For some years he ruled nobly and discreetly and then retired to his estates in Munster. But “the old malice that had been between the bloods of the Desmonds and Butlers,” as Lord Grey said at a later date, broke out afresh in 1463, and the Earl entered and devastated the Butlers’ lands.

Complaints were transmitted to London by those who were jealous of his power and influence, accusing him of taking “coyne and livery” contrary to the law, of relaxing the orders against “trafficking with the Irish enemy,” and of entering into treasonable correspondence with the Irish. But he laid his case in person before the King in 1464, and Edward, with whom “he was in singular favour” and “who took pleasure and delight in his talk,”[10] refused to listen to the accusations of his enemies.

On the Irish Parliament certifying that “he had always governed by English law and had brought Ireland to a reasonable state of peace, having, moreover, rendered great services at intolerable charges and risks,” he was restored to office by the King, and six manors in Meath were granted to him. In his own district he devoted himself to improvements.

At Youghal, where he lived, he founded a college with a Warden, eight Fellows, and eight choristers, who lived together in a collegiate manner, having a common table and all other necessaries allowed them.[11] In his time representatives went from Cork to the Irish Parliament. This great man was cut off in a sudden and mysterious manner.
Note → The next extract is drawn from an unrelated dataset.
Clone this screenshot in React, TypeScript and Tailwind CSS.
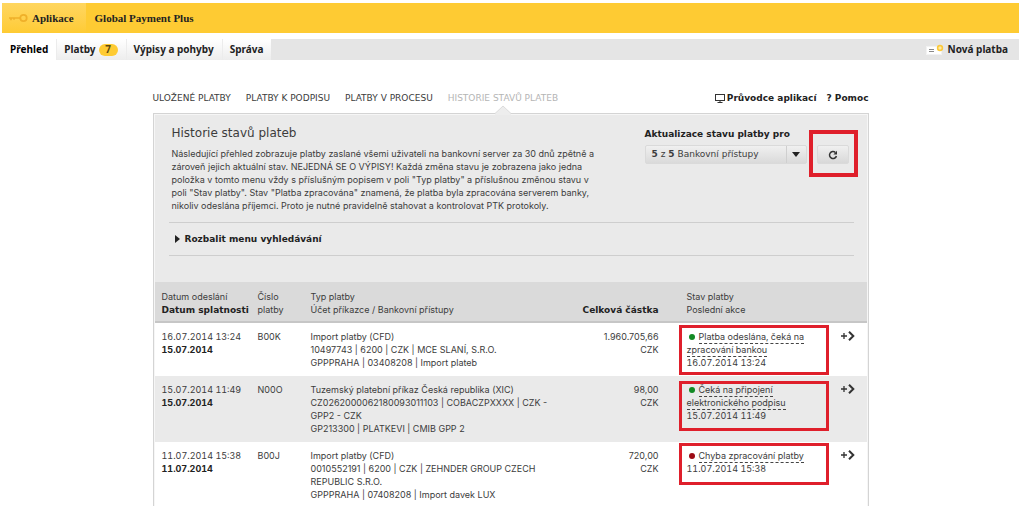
import type { ReactNode } from "react";

type Payment = {
  sent: string;
  due: string;
  id: string;
  type: string[];
  amount: string;
  status: string;
  dot: string;
  frame: string;
  changed: string;
};

const payments: Payment[] = [
  {
    sent: "16.07.2014 13:24",
    due: "15.07.2014",
    id: "B00K",
    type: [
      "Import platby (CFD)",
      "10497743 | 6200 | CZK | MCE SLANÍ, S.R.O.",
      "GPPPRAHA | 03408208 | Import plateb"
    ],
    amount: "1.960.705,66",
    status: "Platba odeslána, čeká na zpracování bankou",
    dot: "bg-[#128a24]",
    frame: "top-[2px] h-[50px]",
    changed: "16.07.2014 13:24"
  },
  {
    sent: "15.07.2014 11:49",
    due: "15.07.2014",
    id: "N00O",
    type: [
      "Tuzemský platební příkaz Česká republika (XIC)",
      "CZ0262000062180093011103 | COBACZPXXXX | CZK - GPP2 - CZK",
      "GP213300 | PLATKEVI | CMIB GPP 2"
    ],
    amount: "98,00",
    status: "Čeká na připojení elektronického podpisu",
    dot: "bg-[#128a24]",
    frame: "top-[5px] h-[50px]",
    changed: "15.07.2014 11:49"
  },
  {
    sent: "11.07.2014 15:38",
    due: "11.07.2014",
    id: "B00J",
    type: [
      "Import platby (CFD)",
      "0010552191 | 6200 | CZK | ZEHNDER GROUP CZECH REPUBLIC S.R.O.",
      "GPPPRAHA | 07408208 | Import davek LUX"
    ],
    amount: "720,00",
    status: "Chyba zpracování platby",
    dot: "bg-[#9c0a14]",
    frame: "top-[1px] h-[42px]",
    changed: "11.07.2014 15:38"
  }
];

const KeyIcon = () => (
  <svg width="20" height="10" viewBox="0 0 20 10" fill="none" stroke="#efb02a">
    <circle cx="15.5" cy="5" r="3.2" strokeWidth="1.8" />
    <path d="M1 5h11.5M3 5v2.2M6 5v1.8" strokeWidth="1.6" />
  </svg>
);

const NewPaymentIcon = () => (
  <svg width="18" height="12" viewBox="0 0 18 12" fill="none">
    <rect x="0.5" y="2.5" width="15" height="8" fill="#fff" stroke="#f2f2f2" />
    <path d="M3 5.5h5M3 7.5h5" stroke="#8a8a8a" />
    <circle cx="14" cy="4" r="3.2" fill="#fbc93a" />
    <path d="M14 2.3v3.4M12.3 4h3.4" stroke="#fff3c8" />
  </svg>
);

const MonitorIcon = () => (
  <svg width="10" height="9" viewBox="0 0 10 9" fill="none" stroke="#333">
    <rect x="0.5" y="0.5" width="9" height="6" />
    <path d="M2.5 8.5h5M5 6.5v2" />
  </svg>
);

const RefreshIcon = () => (
  <svg width="10" height="10" viewBox="0 0 10 10" fill="none">
    <path d="M7.4 2.5A3.5 3.5 0 1 0 8.4 6" stroke="#333" strokeWidth="1.5" />
    <path d="M9 0.8v3.6H5.4z" fill="#333" />
  </svg>
);

const DetailIcon = () => (
  <svg width="14" height="10" viewBox="0 0 14 10" fill="none" stroke="#333">
    <path d="M0 5h6M3 2v6" strokeWidth="1.3" />
    <path d="M8 0.8L12.3 5L8 9.2" strokeWidth="2" />
  </svg>
);

const NavTab = ({ children }: { children: ReactNode }) => (
  <a
    href="#"
    className="flex items-center bg-linear-to-b from-white to-[#ededed] px-2 shadow-[inset_1px_0_0_#ececec]"
  >
    {children}
  </a>
);

const Header = () => (
  <header className="pt-[3px] text-[#222]">
    <div className="flex h-[30px] bg-[#fecb33] font-['Liberation_Serif',serif] text-[11px] font-bold">
      <a
        href="#"
        className="flex items-center gap-1 bg-linear-to-b from-[#ffd65f] to-[#fecb33] pl-[6px] pr-3"
      >
        <KeyIcon />
        Aplikace
      </a>
      <span className="flex items-center pl-[9px]">Global Payment Plus</span>
    </div>
    <nav className="mt-[6px] flex h-[21px] bg-[#e5e5e5] font-['Noto_Sans',sans-serif] text-[10px] font-bold">
      <a href="#" className="flex items-center bg-white px-2 text-black">
        Přehled
      </a>
      <NavTab>
        Platby
        <span className="ml-[3px] flex h-3 w-[19px] items-center justify-center rounded-full bg-[#fecb33] text-[#5c4a12]">
          7
        </span>
      </NavTab>
      <NavTab>Výpisy a pohyby</NavTab>
      <NavTab>Správa</NavTab>
      <a href="#" className="ml-auto flex items-center gap-1 pr-[11px]">
        <NewPaymentIcon />
        Nová platba
      </a>
    </nav>
  </header>
);

const SubNav = () => (
  <div className="flex h-[13px] items-center justify-between font-['DejaVu_Sans',sans-serif]">
    <nav className="flex gap-[15px]">
      <a href="#">ULOŽENÉ PLATBY</a>
      <a href="#">PLATBY K PODPISU</a>
      <a href="#">PLATBY V PROCESU</a>
      <a href="#" className="relative text-[#b5b5b5]">
        HISTORIE STAVŮ PLATEB
        <svg
          className="absolute left-1/2 top-[13px] -ml-2"
          width="16"
          height="10"
          viewBox="0 0 16 10"
        >
          <path d="M0 8.5L8 1l8 7.5V10H0z" fill="#ededed" />
          <path d="M0 8.5L8 1l8 7.5" fill="none" stroke="#dcdcdc" />
        </svg>
      </a>
    </nav>
    <div className="flex gap-[10px] font-bold text-[#222]">
      <a href="#" className="flex items-center gap-[2px]">
        <MonitorIcon />
        Průvodce aplikací
      </a>
      <a href="#">? Pomoc</a>
    </div>
  </div>
);

const Intro = () => (
  <section className="bg-[#eaeaea] pb-[26px] pl-[14px] pr-[13px] pt-[10px]">
    <div className="flex justify-between pl-[3px]">
      <div className="max-w-[428px]">
        <h1 className="font-['DejaVu_Sans',sans-serif] text-[12px] leading-4">
          Historie stavů plateb
        </h1>
        <p className="mt-[6px]">
          Následující přehled zobrazuje platby zaslané všemi uživateli na
          bankovní server za 30 dnů zpětně a zároveň jejich aktuální stav.
          NEJEDNÁ SE O VÝPISY! Každá změna stavu je zobrazena jako jedna položka
          v tomto menu vždy s příslušným popisem v poli "Typ platby" a
          příslušnou změnou stavu v poli "Stav platby". Stav "Platba zpracována"
          znamená, že platba byla zpracována serverem banky, nikoliv odeslána
          příjemci. Proto je nutné pravidelně stahovat a kontrolovat PTK
          protokoly.
        </p>
      </div>
      <div className="flex w-[209px] shrink-0 pt-[3px]">
        <div className="w-[162px]">
          <label
            htmlFor="access"
            className="block font-['DejaVu_Sans',sans-serif] font-bold text-[#222]"
          >
            Aktualizace stavu platby pro
          </label>
          <div className="relative mt-1 flex h-[19px] items-center rounded-xs border border-[#dadada] bg-linear-to-b from-[#f0f0f0] to-[#dadada] pl-[6px] font-['DejaVu_Sans',sans-serif]">
            <span className="whitespace-nowrap">
              <b>5</b> z <b>5</b>
            </span>
            <select
              id="access"
              className="h-full min-w-0 flex-1 appearance-none bg-transparent pl-[3px]"
            >
              <option>Bankovní přístupy</option>
            </select>
            <span className="pointer-events-none flex h-full w-5 items-center justify-center border-l border-[#cfcfcf]">
              <svg width="8" height="5" viewBox="0 0 8 5">
                <path d="M0 0h8L4 5z" fill="#222" />
              </svg>
            </span>
          </div>
        </div>
        <div className="relative ml-[10px] pt-[17px]">
          <button
            type="button"
            aria-label="Aktualizovat"
            className="flex h-[19px] w-8 items-center justify-center rounded-xs border border-[#dadada] bg-linear-to-b from-[#f0f0f0] to-[#d8d8d8]"
          >
            <RefreshIcon />
          </button>
          <span className="pointer-events-none absolute -left-2 top-[2px] h-[47px] w-[49px] border-4 border-[#df1f2b]" />
        </div>
      </div>
    </div>
    <div className="mt-[10px] flex h-[34px] items-center border-y border-[#cecece] pl-[6px]">
      <button
        type="button"
        className="flex items-center gap-[5px] font-['DejaVu_Sans',sans-serif] font-bold text-[#222]"
      >
        <svg width="5" height="8" viewBox="0 0 5 8">
          <path d="M0 0v8l5-4z" fill="#222" />
        </svg>
        Rozbalit menu vyhledávání
      </button>
    </div>
  </section>
);

const PaymentRow = ({ payment }: { payment: Payment }) => (
  <tr className="align-top even:bg-[#eaeaea]">
    <td className="py-[7px] pl-[7px] tabular-nums">
      {payment.sent}
      <br />
      <b className="text-[#222]">{payment.due}</b>
    </td>
    <td className="py-[7px] pl-[7px]">{payment.id}</td>
    <td className="py-[7px] pl-[7px]">
      {payment.type.map(line => (
        <div key={line}>{line}</div>
      ))}
    </td>
    <td className="py-[7px] text-right">
      {payment.amount}
      <br />
      CZK
    </td>
    <td className="relative py-[7px] pl-7 pr-5 tabular-nums">
      <span
        className={`ml-[2px] mr-1 inline-block h-[6px] w-[6px] rounded-full ${payment.dot}`}
      />
      <span className="border-b border-dashed border-[#444] pb-px">
        {payment.status}
      </span>
      <br />
      {payment.changed}
      <span
        className={`pointer-events-none absolute left-5 right-0 border-[3px] border-[#df1f2b] ${payment.frame}`}
      />
    </td>
    <td className="pl-3 pt-2">
      <a href="#" aria-label="Detail platby">
        <DetailIcon />
      </a>
    </td>
  </tr>
);

const PaymentTable = () => (
  <table className="w-full table-fixed border-collapse bg-white">
    <colgroup>
      <col className="w-[96px]" />
      <col className="w-[53px]" />
      <col />
      <col className="w-[96px]" />
      <col className="w-[170px]" />
      <col className="w-[38px]" />
    </colgroup>
    <thead>
      <tr className="border-b-2 border-[#c6c6c6] bg-[#dadada] text-left align-top">
        <th className="pb-1 pl-[7px] pt-2 font-normal">
          Datum odeslání
          <br />
          <b className="font-['DejaVu_Sans',sans-serif] text-[#222]">
            Datum splatnosti
          </b>
        </th>
        <th className="pb-1 pl-[7px] pt-2 font-normal">Číslo platby</th>
        <th className="pb-1 pl-[7px] pt-2 font-normal">
          Typ platby
          <br />
          Účet příkazce / Bankovní přístupy
        </th>
        <th className="pb-1 text-right align-bottom font-['DejaVu_Sans',sans-serif] text-[#222]">
          Celková částka
        </th>
        <th className="pb-1 pl-7 pt-2 font-normal">
          Stav platby
          <br />
          Poslední akce
        </th>
        <th />
      </tr>
    </thead>
    <tbody>
      {payments.map(payment => (
        <PaymentRow key={payment.id} payment={payment} />
      ))}
    </tbody>
  </table>
);

const App = () => (
  <div className="h-screen overflow-hidden bg-white pl-[2px] pr-1 font-['Inter',sans-serif] text-[9px] leading-[13px] text-[#3c3c3c]">
    <Header />
    <main className="mx-auto max-w-[716px] pt-8">
      <SubNav />
      <div className="mt-2 border border-[#d4d4d4] bg-[#f6f6f6] p-px">
        <Intro />
        <PaymentTable />
      </div>
    </main>
  </div>
);

export default App;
Sir John Tiptoft (or Tibotot), Lord Worcester, who was his determined enemy, was sent over as Viceroy in 1467, apparently at the wish of Edward’s Queen, Elizabeth Woodville, who had long been jealous of Desmond’s influence with the King and was watching her chance to bring down the Earl’s pride. Desmond had been opposed to the King’s marriage with Elizabeth, whom he considered as a woman unsuited to Edward’s rank and position, and he is said to have counselled the King to divorce her. Some whisperings of this had reached the Queen’s ears, and hardly was Tiptoft well in office than she sent over an order, as though in the King’s name and sealed with his privy seal, ordering him to take and execute Desmond.[12]

On receiving her injunction he hastily called a Parliament at Drogheda, to which Desmond and Kildare were both summoned; they were arraigned, and Desmond was speedily executed, “to the great astonishment of the whole nobility of Ireland.” With him was executed Edward Plunket. This event, which happened on February 14, 1468, when Thomas was only forty-two years of age, sent a thrill of horror through the land. English and Irish alike condemned a crime committed “without cause, without guilt, without right at law, but only through jealousy and envy.”

The vague charges brought against the victims might equally have been brought against any great lord who lived in amity with his Irish neighbours, and other nobles must have felt their heads in danger. “The King was wondrously offended,” and the Queen, the author of the whole mischief, had to fly to sanctuary. Even Richard, the King’s brother, afterward King Richard III, himself soon to become an expert in swift and needless executions, described Desmond as “atrociously slain and murdered by colour of law against all reason and sound conscience.” Long afterward, when Sir Henry Sidney came over as Deputy, he had Desmond’s body removed to a tomb in Christ Church Cathedral, Dublin.